Robert Colescott never has been a painter who pulled punches. He consistently takes ironic, disturbing jabs at historic American racial stereotypes and the hidden politics of exclusion. As usual, in these vividly graphic paintings at the Linda Cathcart Gallery in Santa Monica, Colescott renders his critical barbs in a glib, cartoonish style of figurative expression that is part comic book, part naive art and complete satire. That satire is so thoroughly in touch with the internal conflicts bred by cultural coercion that the result is a complex, but explicit, look at the workings of oppression.

Unlike earlier paintings which recast blacks into Western art, such as “George Washington Carver Crossing the Delaware,” current work looks past the icons of art and history to the the everyday world. “School Days” gives us the educational arena of the college campus where black students act out stereotypical roles as football players, prostitutes and gang members. Sex and violent death are linked continually as blind justice weighs costs against health care, legal defense or opportunity and students try to juggle the Western world’s white ideals and their own black reality.

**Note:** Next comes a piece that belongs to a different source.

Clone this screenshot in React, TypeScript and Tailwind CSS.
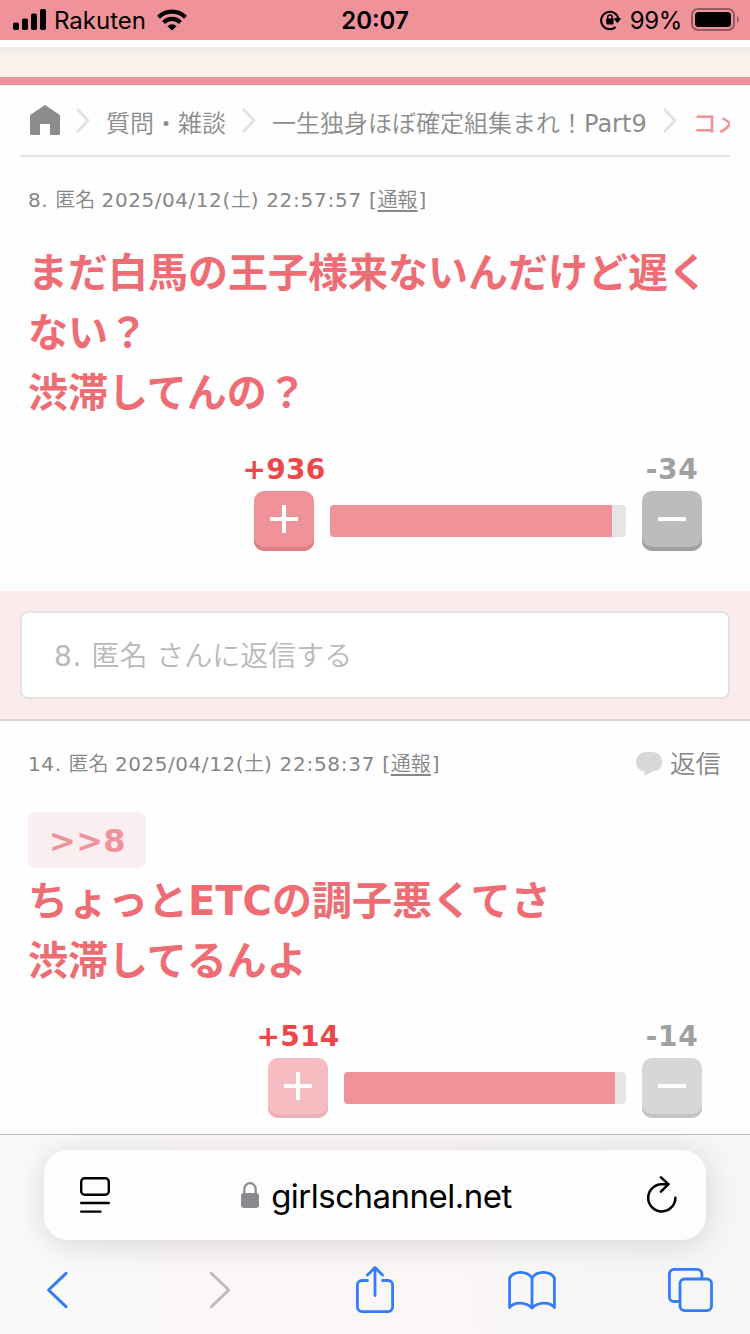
import React from "react";

const jpFont = "font-['DejaVu_Sans','Noto_Sans_CJK_JP',sans-serif]";
const uiFont = "font-['Inter',sans-serif]";

function StatusBar() {
  return (
    <header className={`flex h-10 shrink-0 items-center bg-[#f0929a] text-black ${uiFont}`}>
      <div className="flex w-[250px] items-center pl-[13px]">
        <svg width="34" height="22" viewBox="0 0 34 22" fill="#000">
          <rect x="0" y="13.5" width="6" height="7.5" rx="1.8" />
          <rect x="9" y="9.5" width="6" height="11.5" rx="1.8" />
          <rect x="18" y="4.5" width="6" height="16.5" rx="1.8" />
          <rect x="27" y="0" width="6" height="21" rx="1.8" />
        </svg>
        <span className="ml-[7px] pt-0.5 text-[24px] leading-[38px]">Rakuten</span>
        <svg className="ml-[11px]" width="30" height="22" viewBox="0 0 30 22" fill="none" stroke="#000" strokeWidth="4.2">
          <path d="M1.5 8.2a19.2 19.2 0 0 1 27 0" />
          <path d="M6.6 13.4a12 12 0 0 1 16.8 0" />
          <path d="M15 21.6l-4.6-4.4a6.6 6.6 0 0 1 9.2 0z" fill="#000" stroke="none" />
        </svg>
      </div>
      <div className="w-[250px] pt-0.5 text-center text-[24px] font-semibold leading-[38px]">20:07</div>
      <div className="flex w-[250px] items-center justify-end pr-[10px]">
        <svg width="22" height="20" viewBox="0 0 22 20" fill="none" stroke="#000" strokeWidth="2">
          <path d="M15.6 17A8.7 8.7 0 1 1 18.4 9" />
          <path d="M13.5 8.2h7.8l-3.9 5z" fill="#000" stroke="none" />
          <rect x="6.2" y="8.6" width="7.4" height="5.8" rx="0.8" fill="#000" stroke="none" />
          <path d="M7.7 9V7.3a2.2 2.2 0 0 1 4.4 0V9" strokeWidth="1.5" />
        </svg>
        <span className="ml-2 pt-0.5 text-[24px] leading-[38px] tracking-[-0.4px]">99%</span>
        <svg className="ml-[9px]" width="49" height="24" viewBox="0 0 49 24" fill="none">
          <rect x="1" y="1" width="42" height="21" rx="6" stroke="#93595f" strokeWidth="2" />
          <rect x="4" y="4" width="36" height="15" rx="3.5" fill="#000" />
          <path d="M46 8.2c2.4 1.1 2.4 5.5 0 6.6z" fill="#93595f" />
        </svg>
      </div>
    </header>
  );
}

function Chevron() {
  return (
    <svg className="shrink-0" width="14" height="25" viewBox="0 0 14 25" fill="none" stroke="#e3e3e3" strokeWidth="3" strokeLinecap="round" strokeLinejoin="round">
      <path d="M1.8 1.8L12 12.5L1.8 23.2" />
    </svg>
  );
}

function Breadcrumb() {
  return (
    <nav className="mx-5 flex h-[72px] shrink-0 items-center overflow-hidden whitespace-nowrap border-b-2 border-[#e3e3e3] pl-[10px] text-[24px] leading-[36px] text-[#8b8d8c]">
      <svg className="shrink-0" width="30" height="30" viewBox="0 0 30 30" fill="#8b8d8c">
        <path d="M15 0L29.2 9.6Q30 10.2 30 11V28.5Q30 30 28.5 30H20V19H10V30H1.500Q0 30 0 28.5V11Q0 10.200 0.800 9.600Z" />
      </svg>
      <span className="ml-4"><Chevron /></span>
      <span className="ml-4 mt-2 font-[350]">質問・雑談</span>
      <span className="ml-4"><Chevron /></span>
      <span className="ml-4 mt-2 font-[350]">一生独身ほぼ確定組集まれ！<span className="font-normal">Part9</span></span>
      <span className="ml-4"><Chevron /></span>
      <span className="ml-4 mt-2 font-medium text-[#f0929a]">コメント</span>
    </nav>
  );
}

function Meta({ no, time }: { no: string; time: string }) {
  return (
    <div className="flex whitespace-pre text-[20px] leading-[30px] text-[#868686]">
      <span className="tracking-[0.6px]">{no}. </span>
      <span className="font-[350]">匿名 </span>
      <span className="tracking-[0.55px]">2025/04/12(</span>
      <span className="font-[350]">土</span>
      <span className="tracking-[0.6px]">) </span>
      <span className="tracking-[0.75px]">{time}</span>
      <span className="tracking-[0.7px]"> [</span>
      <span className="font-[350] underline decoration-2 underline-offset-[3px]">通報</span>
      <span className="pl-px">]</span>
    </div>
  );
}

type VoteProps = { plus: number; minus: number; fill: string; voted?: boolean };

function VoteButton({ kind, muted }: { kind: "plus" | "minus"; muted?: boolean }) {
  const tone =
    kind === "plus"
      ? "bg-[#f0929a] shadow-[inset_0_-4px_0_#df7e87]"
      : "bg-[#bcbcbc] shadow-[inset_0_-4px_0_#a0a0a0]";
  return (
    <button className={`flex h-[60px] w-[60px] items-center justify-center rounded-[10px] pb-1 ${tone} ${muted ? "opacity-60" : ""}`}>
      <svg width="28" height="28" viewBox="0 0 28 28" fill="#fff">
        <rect x="0" y="12" width="28" height="4" />
        {kind === "plus" && <rect x="12" y="0" width="4" height="28" />}
      </svg>
    </button>
  );
}

function Votes({ plus, minus, fill, voted }: VoteProps) {
  return (
    <div className="flex justify-end pr-5 text-[28px] font-bold leading-[42px]">
      <div className="flex w-[60px] flex-col items-center">
        <span className="tracking-[0.3px] text-[#ec484b]">+{plus}</span>
        <VoteButton kind="plus" muted={voted} />
      </div>
      <div className={`mx-4 mt-14 h-8 overflow-hidden rounded-[4px] bg-[#e6e6e6] ${voted ? "w-[282px]" : "w-[296px]"}`}>
        <div className="h-full bg-[#f0929a]" style={{ width: fill }} />
      </div>
      <div className="flex w-[60px] flex-col items-center">
        <span className="tracking-[0.7px] text-[#a0a0a0]">-{minus}</span>
        <VoteButton kind="minus" muted={voted} />
      </div>
    </div>
  );
}

function Toolbar() {
  return (
    <footer className={`h-[200px] shrink-0 border-t border-[#bbb] bg-[linear-gradient(90deg,#fafafa,#faf7f6_25%,#faf7f6_60%,#f6f6f7)] ${uiFont}`}>
      <div className="mx-[44px] mt-[15px] flex h-[90px] items-center rounded-[24px] bg-[#fdfdfd] pl-9 pr-[28px] shadow-[0_4px_32px_rgba(0,0,0,0.14)]">
        <svg width="30" height="36" viewBox="0 0 30 36" fill="none" stroke="#000" strokeWidth="2.4" strokeLinecap="round">
          <rect x="1.2" y="1.2" width="27.6" height="16.6" rx="3.5" />
          <path d="M1.200 26H28.800M1.200 34.600H20.500" />
        </svg>
        <div className="flex flex-1 items-center justify-center pr-[3px]">
          <svg width="18" height="27" viewBox="0 0 18 27">
            <path d="M3.300 12V7.200a5.700 6 0 0 1 11.400 0V12" fill="none" stroke="#8a898e" strokeWidth="2.2" />
            <rect x="0" y="11" width="18" height="15" rx="3" fill="#8a898e" />
          </svg>
          <span className="ml-[12px] pt-0.5 text-[33px] leading-[40px] tracking-[-0.5px] text-black">girlschannel.net</span>
        </div>
        <svg width="32" height="38" viewBox="0 0 32 38" fill="none" stroke="#000" strokeWidth="2.500" strokeLinecap="round" strokeLinejoin="round">
          <path d="M22.200 8.200H16A13.600 13.600 0 1 0 29.400 21.800" />
          <path d="M15 1.400L22.400 8.200L15 15.700" />
        </svg>
      </div>
      <div className="flex h-[94px] items-center pl-[46px] pr-[36px] pt-[5px]">
        <svg width="22" height="38" viewBox="0 0 22 38" fill="none" stroke="#327cf8" strokeWidth="3" strokeLinecap="round" strokeLinejoin="round">
          <path d="M20 2.400L2.600 19L20 35.600" />
        </svg>
        <svg className="ml-[141px]" width="22" height="38" viewBox="0 0 22 38" fill="none" stroke="#bdbdbe" strokeWidth="3" strokeLinecap="round" strokeLinejoin="round">
          <path d="M2.400 2.400L19.800 19L2.400 35.600" />
        </svg>
        <svg className="ml-[124px]" width="40" height="48" viewBox="0 0 40 48" fill="none" stroke="#327cf8" strokeWidth="2.800" strokeLinecap="round" strokeLinejoin="round">
          <path d="M12.500 14.500H7a4.600 4.600 0 0 0-4.600 4.600V41a4.600 4.600 0 0 0 4.600 4.600H33A4.600 4.600 0 0 0 37.600 41V19.100A4.600 4.600 0 0 0 33 14.500H27.500" />
          <path d="M20 29.500V2M12.500 9L20 1.600L27.500 9" />
        </svg>
        <svg className="ml-[112px]" width="50" height="40" viewBox="0 0 50 40" fill="none" stroke="#327cf8" strokeWidth="2.800" strokeLinejoin="round">
          <path d="M25 8C20 0.500 7 0.500 2.600 8V37.500C7 31.500 19 31.500 25 38C31 31.500 43 31.500 47.400 37.500V8C43 0.500 30 0.500 25 8ZV38" />
        </svg>
        <svg className="ml-auto" width="46" height="44" viewBox="0 0 46 44" fill="none" stroke="#327cf8" strokeWidth="2.800">
          <path d="M11 33.500H6A4.600 4.600 0 0 1 1.400 28.900V6A4.600 4.600 0 0 1 6 1.400H29.300A4.600 4.600 0 0 1 33.900 6V11" />
          <rect x="12" y="11" width="31.500" height="31.600" rx="4.600" />
        </svg>
      </div>
    </footer>
  );
}

export default function App() {
  return (
    <div className={`flex h-[1334px] w-[750px] flex-col overflow-hidden bg-[#fefefe] ${jpFont}`}>
      <StatusBar />
      <div className="h-[7px] shrink-0 bg-white" />
      <div className="h-[30px] shrink-0 bg-[linear-gradient(#edebe8,#f9f1ec_8px)]" />
      <div className="h-2 shrink-0 bg-[#f0929a]" />
      <Breadcrumb />

      <article className="h-[434px] shrink-0 px-7 pt-[28px]">
        <Meta no="8" time="22:57:57" />
        <p className="mt-[28px] text-[40px] font-bold leading-[60px] text-[#ee6d75]">
          まだ白馬の王子様来ないんだけど遅く<br />ない？<br />渋滞してんの？
        </p>
        <div className="mt-[26px]"><Votes plus={936} minus={34} fill="95.3%" /></div>
      </article>

      <section className="h-[130px] shrink-0 border-b-2 border-[#d8d5d6] bg-[#fbebeb] px-5 pt-5">
        <div className="flex h-[88px] items-center whitespace-pre rounded-lg border-2 border-[#e2e2e2] bg-white pl-8 pt-1 text-[28px] text-[#b9b9b9]">
          <span className="tracking-[0.6px]">8. </span>
          <span className="font-[350]">匿名 さんに返信する</span>
        </div>
      </section>

      <article className="h-[413px] shrink-0 px-7 pt-[28px]">
        <div className="flex items-start">
          <Meta no="14" time="22:58:37" />
          <div className="mr-px ml-auto flex h-[30px] items-center text-[25.500px] font-[350] text-[#868686]">
            <svg className="mr-2" width="26" height="24" viewBox="0 0 26 24" fill="#d8d8d8">
              <path d="M10 0H16C22 0 26 4 26 10S22 19.500 16 19.500C14 21.500 11 22.500 7.500 23.300C8.500 22 8.800 20.500 8.500 19.300C3 18.500 0 15 0 10S4 0 10 0Z" />
            </svg>
            返信
          </div>
        </div>
        <div className="mt-[33px] flex h-14 w-[118px] items-center justify-center rounded-lg bg-[#fbeef1] pl-px pt-0.5 text-[32px] font-bold tracking-[0.3px] text-[#f0929a]">&gt;&gt;8</div>
        <p className="mt-[3px] text-[40px] font-bold leading-[60px] text-[#ee6d75]">
          ちょっとETCの調子悪くてさ<br />渋滞してるんよ
        </p>
        <div className="mt-[25px]"><Votes plus={514} minus={14} fill="96.1%" voted /></div>
      </article>
      <Toolbar />
    </div>
  );
}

Colescott may bring an energetic, Mad magazine irreverence to all this, but the work’s implicit anguish surfaces immediately after the first half-smile. The artist stretches that reaction into a kind of portrait of racial schizophrenia. Figures are often racially fragmented or ambiguous. Whites are often a painterly brown around the edges and the reverse is also true. Colescott never resolves or clarifies these slips of identity leaving the viewer to sort out whose reality is being performed. The white or the black? The difficulty in knowing points to how tough it is to buck the dominant structure which shapes ideals, values and the individual’s identity.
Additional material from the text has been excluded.